Le ghazal présenté par Massoud RAONAQ

 

Un genre musical peu connu en France :

 

         Dans la famille des musiques afghane et indienne, on connaît plutôt Nusrat Fateh Ali Khan, qui présentait un genre semi classique et religieux, puisque les Qawalis sont des chants soufis  à la louange de Dieu, du prophète Mohammad ou des grands phares du soufisme. Le ghazal fait partie du même registre, mais il utilise des poèmes profanes ou d’apparence frivole, comme nous le verrons plus loin.

 

Tout comme le Qawali, sa structure mélodique s’inscrit dans un « raga » plus ou moins complexe, et le chanteur utilise des techniques de voix et d’improvisation du registre classique. Il comporte successivement, des parties chantées et des parties mélodiques où les instruments s’expriment plus librement.

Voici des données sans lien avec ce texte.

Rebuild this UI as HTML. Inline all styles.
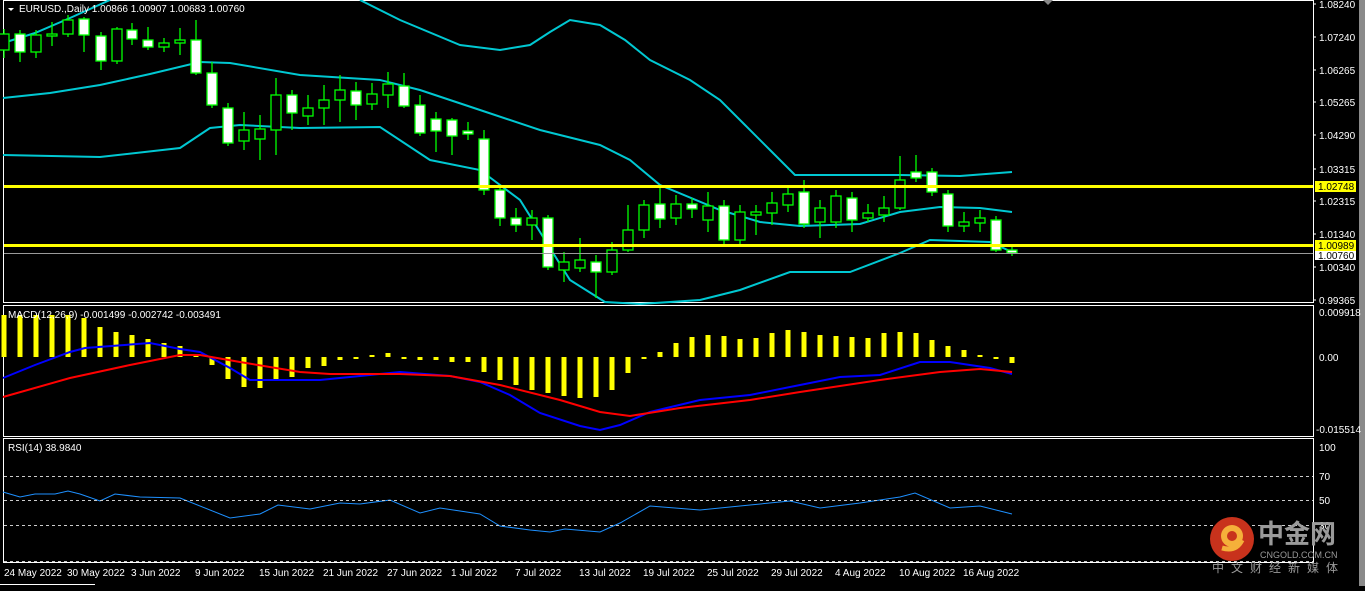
<!DOCTYPE html>
<html><head><meta charset="utf-8"><style>
html,body{margin:0;padding:0;background:#000;}
body{width:1365px;height:586px;overflow:hidden;position:relative;font-family:"Liberation Sans",sans-serif;}
svg text{font-family:"Liberation Sans","Noto Sans CJK SC",sans-serif;}
</style></head><body>
<svg id="s" width="1365" height="586" viewBox="0 0 1365 586" xmlns="http://www.w3.org/2000/svg">
<rect width="1365" height="586" fill="#000"/>
<!-- panel borders -->
<rect x="3.5" y="0.5" width="1310" height="302" fill="none" stroke="#fff"/>
<rect x="3.5" y="305.5" width="1310" height="131" fill="none" stroke="#fff"/>
<rect x="3.5" y="438.5" width="1310" height="124" fill="none" stroke="#fff"/>
<rect x="1359" y="0" width="6" height="586" fill="#8a8a8a"/>
<rect x="1353" y="0" width="6" height="586" fill="#000"/>
<polygon points="1043,0 1053,0 1048,5" fill="#888"/>
<g id="g"></g>
<!-- yellow lines -->
<rect x="4" y="185" width="1309" height="3" fill="#ffff00"/>
<rect x="4" y="244" width="1309" height="3" fill="#ffff00"/>
<line x1="4" y1="253.5" x2="1313" y2="253.5" stroke="#9a9a9a"/>
<!-- right axis labels -->
<g font-size="10" fill="#fff">
<text x="1319" y="8">1.08240</text>
<text x="1319" y="41">1.07240</text>
<text x="1319" y="74">1.06265</text>
<text x="1319" y="106">1.05265</text>
<text x="1319" y="139">1.04290</text>
<text x="1319" y="173">1.03315</text>
<text x="1319" y="205">1.02315</text>
<text x="1319" y="238">1.01340</text>
<text x="1319" y="271">1.00340</text>
<text x="1319" y="304">0.99365</text>
<text x="1319" y="316">0.009918</text>
<text x="1319" y="361">0.00</text>
<text x="1316" y="433">-0.015514</text>
<text x="1319" y="451">100</text>
<text x="1319" y="480">70</text>
<text x="1319" y="504">50</text>
<text x="1319" y="529">30</text>
</g>
<rect x="1315" y="181" width="41" height="11" fill="#ffff00"/>
<text x="1318" y="190" font-size="10" fill="#000">1.02748</text>
<rect x="1315" y="240" width="41" height="11" fill="#ffff00"/>
<text x="1318" y="249" font-size="10" fill="#000">1.00989</text>
<rect x="1315" y="251" width="41" height="9" fill="#fff"/>
<text x="1318" y="259" font-size="10" fill="#000">1.00760</text>
<g stroke="#fff">
<line x1="1313" y1="4" x2="1316" y2="4"/><line x1="1313" y1="37" x2="1316" y2="37"/><line x1="1313" y1="70" x2="1316" y2="70"/><line x1="1313" y1="102" x2="1316" y2="102"/><line x1="1313" y1="135" x2="1316" y2="135"/><line x1="1313" y1="169" x2="1316" y2="169"/><line x1="1313" y1="201" x2="1316" y2="201"/><line x1="1313" y1="234" x2="1316" y2="234"/><line x1="1313" y1="267" x2="1316" y2="267"/><line x1="1313" y1="300" x2="1316" y2="300"/>
</g>
<!-- titles -->
<polygon points="8,8 14,8 11,11" fill="#fff"/>
<text x="19" y="12" font-size="10" fill="#fff">EURUSD.,Daily  1.00866 1.00907 1.00683 1.00760</text>
<text x="8" y="318" font-size="10" fill="#fff">MACD(12,26,9) -0.001499 -0.002742 -0.003491</text>
<text x="8" y="451" font-size="10" fill="#fff">RSI(14) 38.9840</text>
<!-- RSI levels -->
<g stroke="#ccc" stroke-dasharray="3,3">
<line x1="4" y1="476.5" x2="1313" y2="476.5"/>
<line x1="4" y1="500.5" x2="1313" y2="500.5"/>
<line x1="4" y1="525.5" x2="1313" y2="525.5"/>
<line x1="4" y1="561.5" x2="1313" y2="561.5"/>
</g>
<!-- dates -->
<g font-size="10" fill="#fff">
<text x="4" y="576">24 May 2022</text><text x="67" y="576">30 May 2022</text><text x="131" y="576">3 Jun 2022</text><text x="195" y="576">9 Jun 2022</text><text x="259" y="576">15 Jun 2022</text><text x="323" y="576">21 Jun 2022</text><text x="387" y="576">27 Jun 2022</text><text x="451" y="576">1 Jul 2022</text><text x="515" y="576">7 Jul 2022</text><text x="579" y="576">13 Jul 2022</text><text x="643" y="576">19 Jul 2022</text><text x="707" y="576">25 Jul 2022</text><text x="771" y="576">29 Jul 2022</text><text x="835" y="576">4 Aug 2022</text><text x="899" y="576">10 Aug 2022</text><text x="963" y="576">16 Aug 2022</text>
</g>
<line x1="0" y1="584.5" x2="95" y2="584.5" stroke="#fff"/>
<!-- logo -->
<circle cx="1232" cy="539" r="22" fill="#c8321c"/>
<circle cx="1232" cy="536" r="11" fill="#f5b03a"/>
<circle cx="1232" cy="536" r="5" fill="#c8321c"/>
<path d="M1222 548 Q1236 552 1242 540" stroke="#f5b03a" stroke-width="5" fill="none"/>
<text x="1258" y="543" font-size="26" font-weight="bold" fill="#9a9a9a">中金网</text>
<text x="1260" y="558" font-size="9" fill="#9a9a9a">CNGOLD.COM.CN</text>
<text x="1212" y="572" font-size="12" fill="#9a9a9a" letter-spacing="7">中文财经新媒体</text>
</svg>
<script>
const g=document.getElementById('g');let h='';
function pl(pts,c,w){h+=`<polyline points="${pts}" fill="none" stroke="${c}" stroke-width="${w||2}"/>`;}
// bollinger
pl("3,43 35,33 70,18 110,0","#00c8d2");
pl("360,0 400,20 460,45 500,50 530,45 550,32 570,20 600,25 625,40 650,60 690,80 720,100 745,125 770,150 795,175 850,175 900,175 960,176 1012,172","#00c8d2");
pl("3,98 50,93 100,85 150,74 200,62 230,63 300,75 380,80 420,90 480,110 540,130 600,145 630,160 660,185 720,210 760,222 800,226 860,224 900,212 940,207 980,208 1012,212","#00c8d2");
pl("3,155 100,157 180,148 195,138 210,128 240,125 300,128 380,127 430,160 480,170 520,200 545,240 570,280 605,302 640,304 700,300 740,290 790,272 850,272 900,253 930,240 990,242 1012,252","#00c8d2");
// candles: x,top,bottom,white,wickTop,wickBot
const c=[[4,34,50,0,29,58],[20,34,52,1,30,62],[36,35,52,0,30,58],[52,34,36,0,22,46],[68,20,34,0,15,37],[84,19,35,1,17,52],[101,36,61,1,32,70],[117,29,61,0,27,64],[132,30,39,1,23,45],[148,40,47,1,27,50],[164,43,47,0,38,52],[180,40,43,0,28,55],[196,40,73,1,20,75],[212,73,105,1,62,108],[228,108,143,1,103,146],[244,130,141,0,112,150],[260,129,139,0,115,160],[276,95,130,0,78,155],[292,95,113,1,90,130],[308,108,116,0,95,125],[324,100,108,0,85,125],[340,90,100,0,75,122],[356,91,105,1,82,120],[372,94,104,0,83,110],[388,84,95,0,72,108],[404,86,106,1,73,108],[420,105,133,1,95,136],[436,119,131,1,112,152],[452,120,136,1,118,155],[468,131,134,1,122,140],[484,139,190,1,130,195],[500,190,218,1,185,226],[516,218,225,1,208,232],[532,218,225,0,210,240],[548,218,267,1,215,270],[564,262,270,0,252,282],[580,260,268,0,238,272],[596,262,272,1,255,298],[612,250,272,0,242,275],[628,230,250,0,205,252],[644,205,230,0,200,238],[660,204,219,1,188,228],[676,204,218,0,195,225],[692,204,209,1,198,218],[708,206,220,0,192,232],[724,206,240,1,200,244],[740,212,240,0,205,244],[756,212,215,0,205,235],[772,203,213,0,192,225],[788,194,205,0,185,212],[804,192,224,1,180,228],[820,208,222,0,200,238],[836,196,222,0,190,228],[852,198,220,1,192,232],[868,213,218,0,204,222],[884,208,215,0,196,222],[900,180,208,0,156,210],[916,172,178,1,155,182],[932,172,192,1,168,196],[948,194,226,1,190,232],[964,222,226,0,212,232],[980,218,223,0,210,232],[996,220,250,1,216,252],[1012,250,253,1,246,256]];
for(const [x,t,b,w,wt,wb] of c){h+=`<line x1="${x}" y1="${wt}" x2="${x}" y2="${wb}" stroke="#00ff00" stroke-width="1.3"/>`;
h+=`<rect x="${x-5}" y="${t}" width="10" height="${Math.max(b-t,1)}" fill="${w?'#fff':'#000'}" stroke="#00ff00" stroke-width="1.3"/>`;}
// macd hist
const mh=[315,315,315,315,315,318,327,332,335,339,343,346,354,365,379,387,388,379,377,368,366,360,358,355,353,357,360,360,362,362,372,380,385,390,393,396,398,397,390,373,358,352,343,337,335,336,339,338,333,330,332,335,336,337,338,333,332,333,340,346,350,355,357,363];
for(let i=0;i<mh.length;i++){const x=4+16*i,v=mh[i];const y=Math.min(v,357),hh=Math.max(Math.abs(v-357),2);h+=`<rect x="${x-2.5}" y="${y}" width="5" height="${hh}" fill="#ffff00"/>`;}
pl("3,378 35,365 70,352 85,348 150,343 180,349 200,352 230,368 250,380 320,380 370,375 400,372 450,376 480,382 510,395 540,413 580,426 600,430 620,425 650,412 700,400 750,395 800,385 840,377 880,375 920,362 950,362 990,368 1012,374","#0000ff");
pl("3,397 70,378 130,365 180,355 200,355 240,362 300,372 330,374 400,374 450,376 500,385 560,400 600,412 630,416 680,408 750,400 800,392 880,380 940,372 980,369 1012,372","#ff0000");
pl("3,492 20,497 35,494 55,494 68,491 80,494 100,501 115,494 140,497 180,498 230,518 260,514 278,505 310,509 340,503 360,504 390,500 420,513 440,508 480,514 500,526 530,530 550,532 565,529 600,532 620,523 650,506 700,510 750,505 790,501 820,508 860,503 900,497 915,493 950,508 980,506 1012,514","#1e90ff",1);
g.innerHTML=h;
</script>
</body></html>
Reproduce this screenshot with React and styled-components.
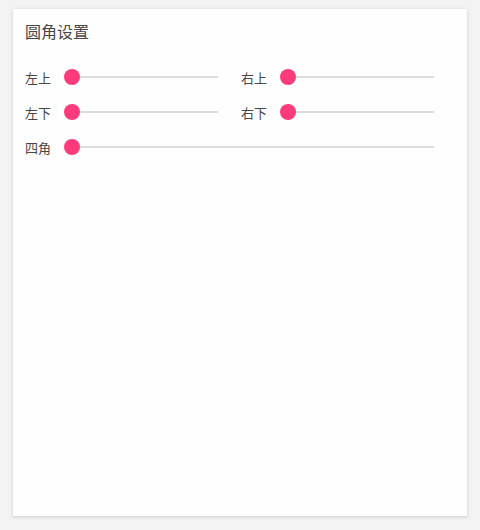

Cette synthèse de la beauté envoûtante du système dit « hindoustani » et des poèmes d’amour persans, est très appréciée en Afghanistan, au Pakistan et en Inde.

 

Depuis approximativement un siècle, le ghazal s’est énormément développé en Inde, en Afghanistan et au Pakistan, avec de très grands chanteurs comme : Ustad Qassem, Ustad Sarahang, Talat Mahmoud, Mehdi Hassan, Gholam Ali, Jagjit Singh, Farida Khanom, Parwine Soltana et beaucoup d’autres. Leur souplesse musicale et leur talent artistique laissent libre champ  à l’innovation, et ils ne cessent de marier des instruments occidentaux aux sons traditionnels de leur culture d’origine, pour parler du thème universel et inépuisable de l’amour.

 

Les thèmes et les textes :

            Le ghazal (mot à mot : chant d’amour), a été inventé vers le Xème siècle dans le monde musulman puis il a été étendu sous les empires successifs jusqu’en Inde. Au départ, il désignait un genre littéraire très imagé de la poésie rimée, sur des rythmes arabes. Ces vers d’une extrême finesse et beauté, glorifiaient l’amour sous toutes ses formes ; de l’amour humain jusqu’à l’amour  divin et mystique.

 

Le rythme et la rime ont aussi été considérés comme des moyens mnémotechniques puissants pour les civilisations orientales où la rareté des livres conduisait à la diffusion orale de la culture et des savoirs. Par ailleurs, les persécutions idéologiques et les extrémismes religieux, n’ont pas laissé d’autre choix aux philosophes et mystiques, que de présenter leurs connaissances de façon étoffée et symbolique.

 

Des symboles éloquents exprimaient le condensé de la pensée de grands poètes classiques entre le XIème et le XIIIème comme : Rodaki, Farrukhi, Sanaï, Saadi, Hafez, Roumi, Shams é Tabrizi et tant d’autres plus récents comme Mirza Ghaleb en Inde... l’œuvre de Hafez était vénérée presque autant que le Coran et se trouvait sur les mêmes étagères dans les maisons de la Province de Khorassan. Mais le genre littéraire est toujours utilisé jusqu’à l’heure actuelle avec des poètes contemporains comme Rahi Mohayeri, Ashqari etc. Pourtant, on ne pourra jamais ignorer le maître incontesté qu’était : Mirza Abdul Qadir Bédel (XVIIIème siècle). La beauté de ses formules, son style très dense, sa philosophie très riche et l’universalité des thèmes qu’il a développés, rayonnent de plus belle encore aujourd’hui, sans que l’on ait épuisé tous les sens de sa poésie. Ce n’est pas sans raison qu’il a été surnommé : « le  père des connaissances ».

 

Le vin, symbole d’interdits en général, est synonyme d’une connaissance interdite au commun de Musulmans, et le sage apparaît comme le maître sommelier. L’amour était une quête mystique et l’objet d’amour -le/ la Bien Aimé(e)-, l’Etre suprême et la réponse à tout. Dès lors, par les allusions d’une poésie d’apparence légère et esthétique, les poètes-philosophes, critiquaient l’ordre établi, la rigidité religieuse, l’hypocrisie et la médiocrité des puissants. Cela dit, chaque lecteur, à son niveau, y puise ce qu’il est capable de comprendre : les adolescents apprécient le romantisme et la sensualité de ces poèmes d’amour, les politiciens y voient la satire et le mystique découvre les connaissances ésotériques.